Quando este princípio não se verifica, e o dono do terreno não tem maneira de receber pelo menos o equivalente ao que gasta, ou o dono vende o terreno a quem ache que consegue tirar mais partido dele ou, se não encontrar comprador pelo preço que pretende, abandona a gestão.
Em grande parte do território nacional é isto que se passa, não há interessados em gerir as propriedades porque não é fácil ter menos custos que o rendimento que se pode esperar.
Pretender que a responsabilidade dos fogos e dos seus efeitos é destas pessoas pode deixar-nos de consciência tranquila e levar-nos a exigir ao Estado que obrigue estes calões a fazer o que devem, sob pena de ficarem sem os terrenos, mas não resolve o problema, porque muitos terrenos continuam a ter mais custos de gestão que rendimento, seja quem for o dono do terreno e, consequentemente, continuarão abandonados.
Na verdade, o problema é nosso, não é deles, que se limitam, como quase todos nós, a responder aos estímulos económicos que lhes damos.
Lembro-me de ter tentado convencer responsáveis da Sonae Distribuição a promover o consumo de produtos cuja produção tinha efeitos positivos na conservação da natureza. Recebi muita simpatia, para além da explicação de que isso interessa a 3% dos consumidores mas o Continente vive dos outros 97%.
Lembro-me de ter falado com responsáveis da Jerónimo Martins, no contexto da mobilização social pós fogos de 2017, procurando convencê-los a ter um conjunto básico de produtos cuja produção tivesse efeitos concretos na gestão de combustíveis, recebi muita simpatia e a explicação de que o cliente do Pingo Doce quer é preço. Deram-me até o exemplo do porco Pingo Doce, em que a empresa tinha investido bastante, mas que o cliente deixava ficar no talho por ter porco mais barato ao lado, independentemente da qualidade da carne e dos modos de produção mais sustentáveis.
Não me lembro de nenhum presidente de câmara, mesmo das zonas mais afectadas pelos fogos, que prescinda do preço mais baixo no fornecimento das refeições das escolas, mesmo que uma pequena diferença de preço permitisse aos miúdos comer qualquer coisa que ajudasse a gerir os matos, mesmo nos concelhos que se reclamam como a capital mundial, um, a capital universal, outro, da chanfana.

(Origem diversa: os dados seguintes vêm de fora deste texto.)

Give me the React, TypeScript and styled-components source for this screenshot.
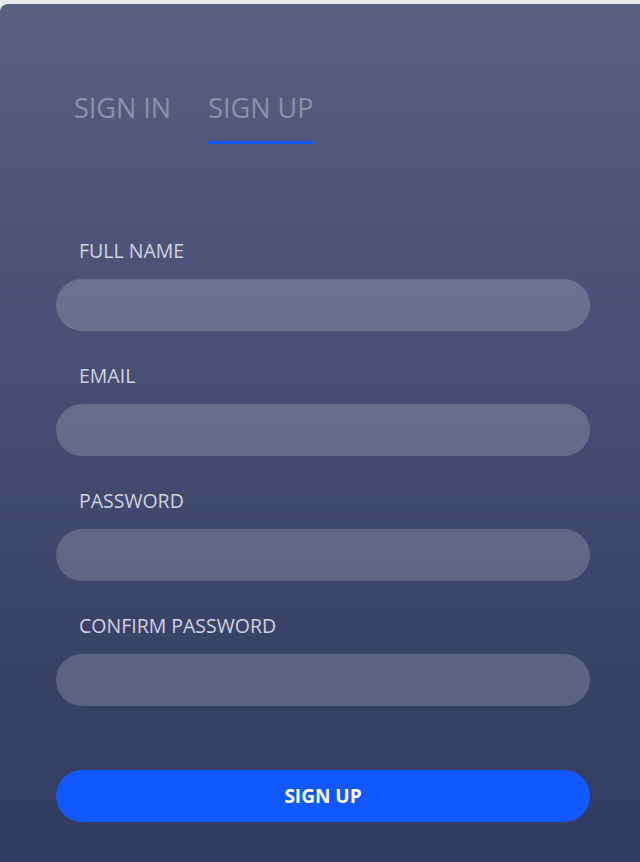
import React from "react";
import styled, { createGlobalStyle } from "styled-components";

const GlobalStyle = createGlobalStyle`
  html, body {
    margin: 0;
    padding: 0;
    background: #e9e9ec;
    font-family: "Open Sans", "Noto Sans", sans-serif;
  }
  * { box-sizing: border-box; }
`;

const Page = styled.div`
  padding-top: 4px;
  width: 640px;
  height: 862px;
  overflow: hidden;
`;

const Card = styled.div`
  width: 700px;
  height: 900px;
  border-top-left-radius: 8px;
  background: linear-gradient(180deg, #5a5f80 0%, #4a5075 35%, #3b4268 70%, #31385e 100%);
  padding: 86px 0 0 56px;
  display: flex;
  flex-direction: column;
`;

const Tabs = styled.div`
  display: flex;
  gap: 37px;
  padding-left: 18px;
`;

const Tab = styled.div<{ $active?: boolean }>`
  font-size: 27px;
  line-height: 36px;
  color: #8c91ab;
  text-transform: uppercase;
  padding-bottom: 15px;
  border-bottom: 3px solid ${(p) => (p.$active ? "#1159ff" : "transparent")};
`;

const Form = styled.form`
  margin-top: 95px;
  display: flex;
  flex-direction: column;
  width: 534px;
`;

const Field = styled.div`
  display: flex;
  flex-direction: column;
  & + & {
    margin-top: 33px;
  }
`;

const Label = styled.label`
  font-size: 19.5px;
  line-height: 24px;
  color: #d0d3e0;
  padding-left: 23px;
  margin-bottom: 16px;
`;

const Input = styled.input`
  height: 52px;
  border: none;
  outline: none;
  border-radius: 26px;
  background: rgba(255, 255, 255, 0.18);
  padding: 0 24px;
  font-family: inherit;
  font-size: 16px;
  color: #fff;
`;

const Button = styled.button`
  margin-top: 64px;
  height: 52px;
  border: none;
  border-radius: 26px;
  background: #1159ff;
  color: #fff;
  font-family: inherit;
  font-weight: 700;
  font-size: 19px;
  text-transform: uppercase;
  cursor: pointer;
`;

const fields = ["Full Name", "Email", "Password", "Confirm Password"];

export default function App() {
  return (
    <Page>
      <GlobalStyle />
      <Card>
        <Tabs>
          <Tab>Sign In</Tab>
          <Tab $active>Sign Up</Tab>
        </Tabs>
        <Form onSubmit={(e) => e.preventDefault()}>
          {fields.map((f) => (
            <Field key={f}>
              <Label>{f.toUpperCase()}</Label>
              <Input type={f.toLowerCase().includes("password") ? "password" : "text"} />
            </Field>
          ))}
          <Button type="submit">Sign Up</Button>
        </Form>
      </Card>
    </Page>
  );
}
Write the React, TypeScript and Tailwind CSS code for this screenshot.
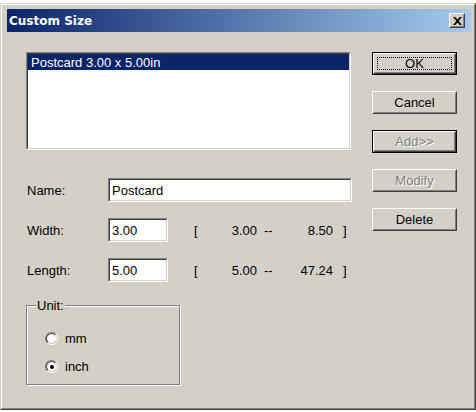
import type { ReactNode } from 'react';

function Sunken({ className = '', children }: { className?: string; children?: ReactNode }) {
  return (
    <div className={`border border-t-[#808080] border-l-[#808080] border-r-white border-b-white ${className}`}>
      <div className="h-full w-full border border-t-[#404040] border-l-[#404040] border-r-[#d4d0c8] border-b-[#d4d0c8] bg-white">
        {children}
      </div>
    </div>
  );
}

function Button({
  label,
  isDefault = false,
  disabled = false,
  focused = false,
}: {
  label: string;
  isDefault?: boolean;
  disabled?: boolean;
  focused?: boolean;
}) {
  const inner = (
    <div className="h-full w-full border border-t-white border-l-white border-r-[#404040] border-b-[#404040]">
      <div className="relative flex h-full w-full items-center justify-center border border-t-[#d4d0c8] border-l-[#d4d0c8] border-r-[#808080] border-b-[#808080]">
        {focused && <div className="absolute inset-[2px] border border-dotted border-black" />}
        <span className={disabled ? 'text-[#808080] [text-shadow:1px_1px_0_#fff]' : 'text-black'}>{label}</span>
      </div>
    </div>
  );
  return (
    <div className={`h-[23px] w-[85px] ${isDefault ? 'border border-black' : ''}`}>{inner}</div>
  );
}

function Radio({ label, checked = false }: { label: string; checked?: boolean }) {
  return (
    <div className="flex h-[13px] items-center gap-[7px]">
      <div className="h-[13px] w-[13px] rounded-full border border-t-[#808080] border-l-[#808080] border-r-white border-b-white">
        <div className="flex h-full w-full items-center justify-center rounded-full border border-t-[#404040] border-l-[#404040] border-r-[#d4d0c8] border-b-[#d4d0c8] bg-white">
          {checked && <div className="h-[4px] w-[4px] rounded-full bg-black" />}
        </div>
      </div>
      <span>{label}</span>
    </div>
  );
}

function RangeRow({ label, value, min, max }: { label: string; value: string; min: string; max: string }) {
  return (
    <div className="flex h-[24px] items-center whitespace-nowrap">
      <span className="w-[82px] pl-[1px]">{label}</span>
      <Sunken className="h-[24px] w-[60px]">
        <div className="flex h-full items-center px-[2px]">{value}</div>
      </Sunken>
      <span className="ml-[26px] w-[33px]">[</span>
      <span className="w-[30px] text-right">{min}</span>
      <span className="ml-[7px] w-[10px]">--</span>
      <span className="w-[59px] text-right">{max}</span>
      <span className="ml-[10px]">]</span>
    </div>
  );
}

export default function App() {
  return (
    <div className="h-[412px] w-[476px] bg-white pt-[3px] font-['Liberation_Sans',Arial,sans-serif] text-[13px] leading-none text-black">
      <div className="h-[407px] border border-t-[#d4d0c8] border-l-[#d4d0c8] border-r-[#404040] border-b-[#404040] bg-[#d4d0c8]">
        <div className="h-full border border-t-white border-l-white border-r-[#808080] border-b-[#808080] pl-[5px] pr-[3px] pt-[4px]">
          {/* title bar */}
          <div className="flex h-[23px] items-center justify-between bg-[linear-gradient(90deg,#0a246a,#a6caf0)]">
            <span className="pl-[2px] font-['DejaVu_Sans',Verdana,sans-serif] text-[12px] font-bold text-white">
              Custom Size
            </span>
            <div className="mr-[6px] h-[15px] w-[16px] border border-t-white border-l-white border-r-[#404040] border-b-[#404040] bg-[#d4d0c8]">
              <div className="flex h-full w-full items-center justify-center border border-t-[#d4d0c8] border-l-[#d4d0c8] border-r-[#808080] border-b-[#808080]">
                <svg width="9" height="8" viewBox="0 0 9 8">
                  <path d="M0 0h2.2l2.3 2.6L6.8 0H9L5.6 4 9 8H6.8L4.5 5.4 2.2 8H0l3.4-4z" fill="#000" />
                </svg>
              </div>
            </div>
          </div>

          <div className="flex pl-[19px] pt-[20px]">
            <div className="flex w-[326px] flex-col">
              <Sunken className="h-[98px] w-[325px]">
                <div className="flex h-[16px] items-center bg-[#0a246a] pl-[3px] text-white">Postcard 3.00 x 5.00in</div>
              </Sunken>

              <div className="mt-[28px] flex flex-col gap-[16px]">
                <div className="flex h-[24px] items-center">
                  <span className="w-[82px] pl-[1px]">Name:</span>
                  <Sunken className="h-[24px] w-[244px]">
                    <div className="flex h-full items-center px-[2px]">Postcard</div>
                  </Sunken>
                </div>
                <RangeRow label="Width:" value="3.00" min="3.00" max="8.50" />
                <RangeRow label="Length:" value="5.00" min="5.00" max="47.24" />
              </div>

              <div className="relative mt-[23px] h-[80px] w-[154px] border border-[#808080] shadow-[1px_1px_0_#fff,inset_1px_1px_0_#fff]">
                <span className="absolute -top-[7px] left-[9px] bg-[#d4d0c8] px-[1px]">Unit:</span>
                <div className="flex flex-col gap-[15px] pl-[18px] pt-[26px]">
                  <Radio label="mm" />
                  <Radio label="inch" checked />
                </div>
              </div>
            </div>

            <div className="ml-[20px] flex flex-col gap-[16px]">
              <Button label="OK" isDefault focused />
              <Button label="Cancel" />
              <Button label="Add>>" isDefault disabled />
              <Button label="Modify" disabled />
              <Button label="Delete" />
            </div>
          </div>
        </div>
      </div>
    </div>
  );
}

Não tenho ideia de nenhuma orientação da segurança social para que nas milhares de refeições diárias em lares, centros de dia, etc., se procure assegurar que 1% dos alimentos servidos provenham de actividades que possam gerir matos.
Não tenho ideia de nenhum director de cadeias que procure garantir que 1% dos produtos com que se garante a alimentação dos presos venha de actividades que façam gestão de combustíveis, o que aliás não me admira, visto que o dinheiro que a sociedade entrega a cada director de prisão para alimentar diariamente um preso é miserável, e nós achamos bem.

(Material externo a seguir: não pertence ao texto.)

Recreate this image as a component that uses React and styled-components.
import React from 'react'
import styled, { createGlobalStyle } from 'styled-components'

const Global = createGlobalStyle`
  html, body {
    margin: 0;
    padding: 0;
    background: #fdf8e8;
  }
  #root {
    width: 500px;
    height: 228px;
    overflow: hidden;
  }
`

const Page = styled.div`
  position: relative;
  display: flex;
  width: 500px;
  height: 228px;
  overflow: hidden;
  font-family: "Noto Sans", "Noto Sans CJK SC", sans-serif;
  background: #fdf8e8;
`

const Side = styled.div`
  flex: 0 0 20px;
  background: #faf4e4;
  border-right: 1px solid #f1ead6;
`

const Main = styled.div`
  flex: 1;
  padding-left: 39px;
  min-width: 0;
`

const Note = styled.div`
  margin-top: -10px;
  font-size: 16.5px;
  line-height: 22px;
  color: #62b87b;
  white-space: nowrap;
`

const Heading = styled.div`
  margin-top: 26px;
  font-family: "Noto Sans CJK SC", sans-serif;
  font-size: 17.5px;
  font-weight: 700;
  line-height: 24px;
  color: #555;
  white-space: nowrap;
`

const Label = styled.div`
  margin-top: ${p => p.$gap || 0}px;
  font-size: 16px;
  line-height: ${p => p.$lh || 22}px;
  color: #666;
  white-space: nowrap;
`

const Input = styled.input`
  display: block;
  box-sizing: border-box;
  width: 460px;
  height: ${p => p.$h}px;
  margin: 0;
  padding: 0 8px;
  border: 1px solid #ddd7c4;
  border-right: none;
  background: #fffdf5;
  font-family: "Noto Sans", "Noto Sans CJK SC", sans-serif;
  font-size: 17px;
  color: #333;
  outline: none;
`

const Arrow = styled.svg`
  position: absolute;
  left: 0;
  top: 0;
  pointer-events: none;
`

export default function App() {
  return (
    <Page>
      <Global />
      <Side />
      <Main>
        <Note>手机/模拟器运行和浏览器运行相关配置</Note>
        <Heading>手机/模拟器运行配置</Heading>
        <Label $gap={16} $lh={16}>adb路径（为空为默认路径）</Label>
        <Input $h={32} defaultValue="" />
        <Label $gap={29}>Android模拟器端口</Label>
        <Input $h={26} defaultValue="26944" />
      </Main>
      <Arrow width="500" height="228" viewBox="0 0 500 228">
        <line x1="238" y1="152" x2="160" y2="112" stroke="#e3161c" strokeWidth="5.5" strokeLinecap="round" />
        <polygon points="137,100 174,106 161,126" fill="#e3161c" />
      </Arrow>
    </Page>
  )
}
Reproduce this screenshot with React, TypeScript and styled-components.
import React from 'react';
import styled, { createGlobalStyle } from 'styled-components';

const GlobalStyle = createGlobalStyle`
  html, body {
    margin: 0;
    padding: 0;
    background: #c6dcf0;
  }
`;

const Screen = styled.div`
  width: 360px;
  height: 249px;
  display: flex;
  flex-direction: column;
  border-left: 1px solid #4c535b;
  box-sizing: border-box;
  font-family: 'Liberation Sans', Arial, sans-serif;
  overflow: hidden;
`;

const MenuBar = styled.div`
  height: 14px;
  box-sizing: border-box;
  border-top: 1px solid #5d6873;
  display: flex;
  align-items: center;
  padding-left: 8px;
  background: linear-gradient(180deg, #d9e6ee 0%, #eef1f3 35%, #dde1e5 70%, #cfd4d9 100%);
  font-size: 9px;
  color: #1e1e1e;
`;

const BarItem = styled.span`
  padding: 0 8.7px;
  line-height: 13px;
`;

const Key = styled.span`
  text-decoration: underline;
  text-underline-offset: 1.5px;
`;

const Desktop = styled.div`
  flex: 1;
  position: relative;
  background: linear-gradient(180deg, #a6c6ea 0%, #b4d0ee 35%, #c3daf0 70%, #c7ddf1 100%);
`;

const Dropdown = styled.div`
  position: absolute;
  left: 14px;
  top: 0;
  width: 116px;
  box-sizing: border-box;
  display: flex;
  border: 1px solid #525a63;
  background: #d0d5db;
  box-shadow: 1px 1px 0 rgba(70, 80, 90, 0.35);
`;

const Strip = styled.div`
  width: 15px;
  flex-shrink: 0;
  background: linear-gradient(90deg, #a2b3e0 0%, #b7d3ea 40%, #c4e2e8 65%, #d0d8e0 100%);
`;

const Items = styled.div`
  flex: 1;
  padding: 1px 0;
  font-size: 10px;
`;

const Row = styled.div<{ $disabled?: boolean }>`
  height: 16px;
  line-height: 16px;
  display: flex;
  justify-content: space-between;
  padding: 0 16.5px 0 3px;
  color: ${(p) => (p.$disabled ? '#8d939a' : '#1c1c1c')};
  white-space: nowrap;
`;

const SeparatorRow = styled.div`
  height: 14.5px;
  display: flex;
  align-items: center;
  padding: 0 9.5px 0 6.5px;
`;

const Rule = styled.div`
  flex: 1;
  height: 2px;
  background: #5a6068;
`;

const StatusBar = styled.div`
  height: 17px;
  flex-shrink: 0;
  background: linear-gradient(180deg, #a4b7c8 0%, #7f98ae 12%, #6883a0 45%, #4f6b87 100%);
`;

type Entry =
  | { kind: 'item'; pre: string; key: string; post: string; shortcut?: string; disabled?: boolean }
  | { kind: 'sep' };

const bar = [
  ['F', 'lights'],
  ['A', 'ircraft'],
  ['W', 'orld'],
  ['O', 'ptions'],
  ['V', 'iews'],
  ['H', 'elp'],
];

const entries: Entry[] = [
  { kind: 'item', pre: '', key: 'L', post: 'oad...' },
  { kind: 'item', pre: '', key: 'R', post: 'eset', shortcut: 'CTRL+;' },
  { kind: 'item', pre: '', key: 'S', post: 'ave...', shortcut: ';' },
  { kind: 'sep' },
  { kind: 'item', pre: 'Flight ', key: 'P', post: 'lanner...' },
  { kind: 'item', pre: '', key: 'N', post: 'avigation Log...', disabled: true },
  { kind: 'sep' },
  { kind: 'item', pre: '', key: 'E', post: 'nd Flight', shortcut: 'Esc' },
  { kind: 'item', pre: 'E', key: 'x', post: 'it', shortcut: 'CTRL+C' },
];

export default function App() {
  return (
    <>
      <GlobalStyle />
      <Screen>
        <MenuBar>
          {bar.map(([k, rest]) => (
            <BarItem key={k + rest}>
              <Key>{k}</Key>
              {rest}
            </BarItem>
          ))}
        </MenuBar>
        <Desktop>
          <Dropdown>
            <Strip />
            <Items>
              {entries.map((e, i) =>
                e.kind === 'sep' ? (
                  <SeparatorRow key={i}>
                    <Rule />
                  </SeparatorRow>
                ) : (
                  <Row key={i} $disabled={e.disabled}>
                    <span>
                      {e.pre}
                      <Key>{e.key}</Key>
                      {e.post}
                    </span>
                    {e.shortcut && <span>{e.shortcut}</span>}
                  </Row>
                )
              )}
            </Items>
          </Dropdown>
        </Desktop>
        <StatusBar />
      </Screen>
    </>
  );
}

As forças armadas, os beberetes de inaugurações, os almoços de trabalho, as cantinas sociais e escolares, todo um mundo de consumo público de alimentos não tem a menor orientação para a viabilização das actividades do mundo rural que possam gerir matos.

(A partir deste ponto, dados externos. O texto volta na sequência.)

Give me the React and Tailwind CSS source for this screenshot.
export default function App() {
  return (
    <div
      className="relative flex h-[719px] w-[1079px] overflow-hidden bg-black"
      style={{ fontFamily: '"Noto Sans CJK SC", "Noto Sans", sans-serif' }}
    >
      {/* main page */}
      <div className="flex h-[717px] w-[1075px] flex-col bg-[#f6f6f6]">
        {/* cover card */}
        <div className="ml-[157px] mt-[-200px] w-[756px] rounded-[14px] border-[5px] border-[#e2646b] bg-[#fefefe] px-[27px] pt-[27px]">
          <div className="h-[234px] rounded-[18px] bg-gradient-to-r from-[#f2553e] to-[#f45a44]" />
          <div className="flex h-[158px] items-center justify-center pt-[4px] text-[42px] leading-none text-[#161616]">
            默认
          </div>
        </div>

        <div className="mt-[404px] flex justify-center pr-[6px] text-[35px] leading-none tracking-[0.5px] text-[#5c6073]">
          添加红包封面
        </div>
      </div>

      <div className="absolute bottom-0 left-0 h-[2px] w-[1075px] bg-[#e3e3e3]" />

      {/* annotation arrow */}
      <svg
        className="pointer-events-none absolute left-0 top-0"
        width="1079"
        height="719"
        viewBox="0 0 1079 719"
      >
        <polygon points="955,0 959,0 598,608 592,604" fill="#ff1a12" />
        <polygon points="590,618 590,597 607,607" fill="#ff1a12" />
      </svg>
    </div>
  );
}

O mesmo Estado que, por pressão da sociedade, gasta 26 mil euros por ano a financiar uma equipa de sapadores florestais que, em média, gere 40 hectares de combustíveis com recurso a equipamentos importados e energias fósseis, criando cinco empregos muito mal pagos, é o mesmo Estado que se recusa a discutir a hipótese de pagar a quatro pastores 6500 euros a cada um (os mesmos 26 mil euros que gasta com uma equipa de sapadores) para apoiar a criação de quatro rebanhos de 150 cabras que conseguem gerir não 40, mas 400 hectares de combustíveis, com recurso a produção endógena, quase sem consumo de energias fósseis, com efeitos positivos na introdução de matéria orgânica do solo e a criação de riqueza inerente à produção das 600 cabras dos quatro rebanhos.
Não, os fogos que temos não são da responsabilidade deles, os fogos que temos são da nossa responsabilidade, resultam de comermos pouco cabrito, de não querermos pagar a gestão dos serviços que nos prestam os produtores rurais, seja quando vamos às compras, pagando mais pelo que vale mais, seja quando exigimos ao Estado que imponha obrigações absurdas a quem não tem maneira de as cumprir, em vez de exigir ao Estado que assuma os custos de gestão de serviços de ecossistema que nos interessam a todos, mas que o mercado não paga.
Somos nós, não são eles, que exigimos à GNR que vá multar os pastores que fazem uma queimada útil a todos, em vez de exigirmos ao Estado que alimente convenientemente estes homens com cabritos produzidos por esses rebanhos.